■ Provided records
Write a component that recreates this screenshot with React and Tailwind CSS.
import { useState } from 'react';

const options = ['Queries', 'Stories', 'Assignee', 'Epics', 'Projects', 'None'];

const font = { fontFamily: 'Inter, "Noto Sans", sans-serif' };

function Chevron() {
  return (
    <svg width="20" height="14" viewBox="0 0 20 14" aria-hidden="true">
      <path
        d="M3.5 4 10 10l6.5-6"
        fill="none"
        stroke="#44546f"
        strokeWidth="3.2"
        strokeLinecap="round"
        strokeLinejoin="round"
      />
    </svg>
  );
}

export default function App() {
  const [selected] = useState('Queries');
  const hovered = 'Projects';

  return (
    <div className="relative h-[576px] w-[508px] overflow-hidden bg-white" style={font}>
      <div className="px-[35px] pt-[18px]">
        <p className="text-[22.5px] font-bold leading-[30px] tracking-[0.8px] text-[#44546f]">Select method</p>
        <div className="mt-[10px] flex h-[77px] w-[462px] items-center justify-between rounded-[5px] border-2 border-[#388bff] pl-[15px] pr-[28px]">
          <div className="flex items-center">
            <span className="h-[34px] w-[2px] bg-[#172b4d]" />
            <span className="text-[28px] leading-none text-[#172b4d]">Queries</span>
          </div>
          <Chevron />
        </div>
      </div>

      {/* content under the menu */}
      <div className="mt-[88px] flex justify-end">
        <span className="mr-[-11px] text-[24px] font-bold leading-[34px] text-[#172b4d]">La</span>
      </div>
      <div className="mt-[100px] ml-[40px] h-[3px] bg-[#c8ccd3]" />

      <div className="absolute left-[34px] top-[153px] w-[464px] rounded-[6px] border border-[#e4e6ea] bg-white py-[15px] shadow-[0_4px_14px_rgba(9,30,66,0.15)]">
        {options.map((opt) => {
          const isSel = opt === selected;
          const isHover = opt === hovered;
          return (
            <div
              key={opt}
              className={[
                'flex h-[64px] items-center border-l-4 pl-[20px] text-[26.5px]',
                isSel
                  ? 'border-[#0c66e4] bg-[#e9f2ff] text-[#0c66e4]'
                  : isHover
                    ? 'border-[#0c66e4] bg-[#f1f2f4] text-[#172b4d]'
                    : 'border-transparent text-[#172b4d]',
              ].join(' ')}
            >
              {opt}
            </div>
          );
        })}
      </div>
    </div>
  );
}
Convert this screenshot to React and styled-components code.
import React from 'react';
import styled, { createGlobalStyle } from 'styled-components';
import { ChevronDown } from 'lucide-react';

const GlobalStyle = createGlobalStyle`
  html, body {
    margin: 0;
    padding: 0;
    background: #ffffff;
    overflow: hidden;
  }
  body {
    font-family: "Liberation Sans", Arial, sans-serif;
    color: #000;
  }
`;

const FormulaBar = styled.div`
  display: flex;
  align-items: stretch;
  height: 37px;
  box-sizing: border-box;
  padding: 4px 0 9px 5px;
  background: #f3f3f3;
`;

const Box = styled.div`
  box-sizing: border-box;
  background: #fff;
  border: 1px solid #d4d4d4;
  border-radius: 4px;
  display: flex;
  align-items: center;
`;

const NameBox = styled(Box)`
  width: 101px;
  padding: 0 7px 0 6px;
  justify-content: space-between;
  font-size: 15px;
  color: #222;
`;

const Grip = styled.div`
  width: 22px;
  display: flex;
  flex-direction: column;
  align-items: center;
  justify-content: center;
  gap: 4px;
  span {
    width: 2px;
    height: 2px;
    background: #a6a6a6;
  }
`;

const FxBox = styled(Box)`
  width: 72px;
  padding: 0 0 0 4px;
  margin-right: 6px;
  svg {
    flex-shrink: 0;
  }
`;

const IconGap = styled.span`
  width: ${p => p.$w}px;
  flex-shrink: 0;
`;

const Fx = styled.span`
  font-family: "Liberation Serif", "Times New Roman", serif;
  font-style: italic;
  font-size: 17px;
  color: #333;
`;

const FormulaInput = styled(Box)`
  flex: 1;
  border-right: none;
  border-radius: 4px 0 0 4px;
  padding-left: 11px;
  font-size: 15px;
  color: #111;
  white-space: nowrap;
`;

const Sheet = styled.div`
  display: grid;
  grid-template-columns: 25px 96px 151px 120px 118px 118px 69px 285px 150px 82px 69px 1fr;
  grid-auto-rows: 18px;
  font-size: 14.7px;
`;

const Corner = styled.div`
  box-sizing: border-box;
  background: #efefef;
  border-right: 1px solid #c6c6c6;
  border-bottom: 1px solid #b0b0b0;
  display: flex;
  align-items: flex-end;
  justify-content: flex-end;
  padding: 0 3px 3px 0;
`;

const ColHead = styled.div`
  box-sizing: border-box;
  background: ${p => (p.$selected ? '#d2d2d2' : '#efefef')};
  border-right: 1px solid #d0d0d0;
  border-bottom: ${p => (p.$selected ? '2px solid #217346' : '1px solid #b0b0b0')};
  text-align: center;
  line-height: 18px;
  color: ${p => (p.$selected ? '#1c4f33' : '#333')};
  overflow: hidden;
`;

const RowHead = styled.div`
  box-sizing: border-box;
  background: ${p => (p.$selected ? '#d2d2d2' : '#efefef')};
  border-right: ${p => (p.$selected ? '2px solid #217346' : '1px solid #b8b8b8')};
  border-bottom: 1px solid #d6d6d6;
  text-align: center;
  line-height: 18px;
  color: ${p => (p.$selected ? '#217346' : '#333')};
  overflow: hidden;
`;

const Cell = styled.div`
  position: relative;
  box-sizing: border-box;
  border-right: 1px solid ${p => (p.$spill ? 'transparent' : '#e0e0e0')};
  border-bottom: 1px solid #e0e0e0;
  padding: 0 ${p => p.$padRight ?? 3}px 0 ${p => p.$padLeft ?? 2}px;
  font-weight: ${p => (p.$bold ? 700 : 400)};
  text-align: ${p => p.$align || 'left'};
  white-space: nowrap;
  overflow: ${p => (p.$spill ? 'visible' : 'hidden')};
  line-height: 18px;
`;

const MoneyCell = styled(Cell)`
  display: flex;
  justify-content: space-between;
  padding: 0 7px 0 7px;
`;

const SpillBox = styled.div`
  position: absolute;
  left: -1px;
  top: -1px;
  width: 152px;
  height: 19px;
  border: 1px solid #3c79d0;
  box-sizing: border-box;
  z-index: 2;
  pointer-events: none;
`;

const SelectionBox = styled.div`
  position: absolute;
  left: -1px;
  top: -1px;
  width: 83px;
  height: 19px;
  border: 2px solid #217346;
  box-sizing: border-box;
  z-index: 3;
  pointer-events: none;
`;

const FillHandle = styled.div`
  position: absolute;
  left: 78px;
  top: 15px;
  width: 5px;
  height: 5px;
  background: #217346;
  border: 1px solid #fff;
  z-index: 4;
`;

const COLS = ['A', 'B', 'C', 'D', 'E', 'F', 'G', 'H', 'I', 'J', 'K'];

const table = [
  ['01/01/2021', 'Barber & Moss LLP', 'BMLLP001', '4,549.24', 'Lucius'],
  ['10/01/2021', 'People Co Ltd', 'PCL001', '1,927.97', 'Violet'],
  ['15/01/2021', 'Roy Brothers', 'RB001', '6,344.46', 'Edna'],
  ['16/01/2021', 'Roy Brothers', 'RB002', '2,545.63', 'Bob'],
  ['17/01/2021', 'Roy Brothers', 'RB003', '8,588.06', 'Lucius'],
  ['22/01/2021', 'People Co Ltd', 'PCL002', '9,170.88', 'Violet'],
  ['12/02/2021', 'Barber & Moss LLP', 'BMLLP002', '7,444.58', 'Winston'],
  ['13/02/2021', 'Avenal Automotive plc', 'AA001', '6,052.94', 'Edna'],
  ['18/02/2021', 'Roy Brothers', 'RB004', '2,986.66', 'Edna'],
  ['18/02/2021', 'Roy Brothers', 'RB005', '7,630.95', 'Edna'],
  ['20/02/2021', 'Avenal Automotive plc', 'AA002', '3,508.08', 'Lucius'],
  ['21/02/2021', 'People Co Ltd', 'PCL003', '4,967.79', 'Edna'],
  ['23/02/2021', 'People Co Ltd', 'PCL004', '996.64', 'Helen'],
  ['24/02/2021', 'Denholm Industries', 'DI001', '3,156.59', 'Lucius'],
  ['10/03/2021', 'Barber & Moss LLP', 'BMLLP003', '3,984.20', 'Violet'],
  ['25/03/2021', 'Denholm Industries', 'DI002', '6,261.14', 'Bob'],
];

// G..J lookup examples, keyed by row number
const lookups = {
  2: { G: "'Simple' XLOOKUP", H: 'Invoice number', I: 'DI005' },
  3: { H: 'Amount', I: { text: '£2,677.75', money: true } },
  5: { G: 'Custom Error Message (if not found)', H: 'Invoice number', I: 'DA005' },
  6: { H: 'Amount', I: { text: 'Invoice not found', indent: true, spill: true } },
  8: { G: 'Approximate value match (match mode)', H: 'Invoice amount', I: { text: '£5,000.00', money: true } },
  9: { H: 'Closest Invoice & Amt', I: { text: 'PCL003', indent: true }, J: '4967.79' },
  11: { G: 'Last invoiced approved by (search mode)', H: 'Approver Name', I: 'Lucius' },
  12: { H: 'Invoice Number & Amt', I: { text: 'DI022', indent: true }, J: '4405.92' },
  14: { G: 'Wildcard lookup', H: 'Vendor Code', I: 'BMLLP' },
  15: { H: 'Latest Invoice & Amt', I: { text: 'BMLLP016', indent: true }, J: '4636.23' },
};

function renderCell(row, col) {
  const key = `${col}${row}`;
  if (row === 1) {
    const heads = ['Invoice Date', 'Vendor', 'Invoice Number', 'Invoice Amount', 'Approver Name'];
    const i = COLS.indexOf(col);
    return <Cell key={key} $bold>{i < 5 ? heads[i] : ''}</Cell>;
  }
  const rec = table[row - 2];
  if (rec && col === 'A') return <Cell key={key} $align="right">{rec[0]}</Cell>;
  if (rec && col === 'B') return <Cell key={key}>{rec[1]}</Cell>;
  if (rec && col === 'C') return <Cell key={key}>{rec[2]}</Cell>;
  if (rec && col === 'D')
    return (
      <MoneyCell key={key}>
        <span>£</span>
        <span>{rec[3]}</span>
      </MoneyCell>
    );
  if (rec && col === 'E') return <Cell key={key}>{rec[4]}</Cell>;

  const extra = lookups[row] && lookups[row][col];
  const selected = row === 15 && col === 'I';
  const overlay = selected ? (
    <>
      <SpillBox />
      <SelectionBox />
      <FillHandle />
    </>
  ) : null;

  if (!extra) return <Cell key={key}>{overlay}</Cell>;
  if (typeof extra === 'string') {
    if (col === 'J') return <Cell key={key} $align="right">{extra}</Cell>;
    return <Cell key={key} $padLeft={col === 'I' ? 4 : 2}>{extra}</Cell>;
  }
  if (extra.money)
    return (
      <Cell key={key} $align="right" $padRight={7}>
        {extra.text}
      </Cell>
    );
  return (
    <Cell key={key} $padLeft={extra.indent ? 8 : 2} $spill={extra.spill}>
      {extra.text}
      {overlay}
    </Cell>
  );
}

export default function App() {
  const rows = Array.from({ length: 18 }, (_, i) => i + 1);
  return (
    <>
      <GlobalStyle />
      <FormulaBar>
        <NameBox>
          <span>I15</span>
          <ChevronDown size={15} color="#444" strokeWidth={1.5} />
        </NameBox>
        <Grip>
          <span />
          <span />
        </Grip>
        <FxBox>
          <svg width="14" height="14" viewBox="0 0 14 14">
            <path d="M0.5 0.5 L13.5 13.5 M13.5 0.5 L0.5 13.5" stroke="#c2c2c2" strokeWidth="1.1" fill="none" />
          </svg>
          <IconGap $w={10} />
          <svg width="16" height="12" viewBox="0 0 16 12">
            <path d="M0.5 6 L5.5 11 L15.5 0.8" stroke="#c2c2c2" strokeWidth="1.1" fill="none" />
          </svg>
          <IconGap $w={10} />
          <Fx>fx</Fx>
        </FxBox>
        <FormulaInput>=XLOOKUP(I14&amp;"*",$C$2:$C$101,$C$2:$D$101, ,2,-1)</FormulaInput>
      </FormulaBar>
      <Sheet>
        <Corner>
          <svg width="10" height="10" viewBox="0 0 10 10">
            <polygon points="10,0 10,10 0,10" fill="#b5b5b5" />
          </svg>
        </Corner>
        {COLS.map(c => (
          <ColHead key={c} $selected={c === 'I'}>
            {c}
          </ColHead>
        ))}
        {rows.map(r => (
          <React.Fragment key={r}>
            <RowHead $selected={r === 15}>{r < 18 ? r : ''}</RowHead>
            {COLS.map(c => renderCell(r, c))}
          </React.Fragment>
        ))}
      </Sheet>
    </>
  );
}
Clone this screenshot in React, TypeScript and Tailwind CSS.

■ Work to do
Collect from the data above every line that includes "screenshot".

■ Worked answer
Write a component that recreates this screenshot with React and Tailwind CSS.
Convert this screenshot to React and styled-components code.
Clone this screenshot in React, TypeScript and Tailwind CSS.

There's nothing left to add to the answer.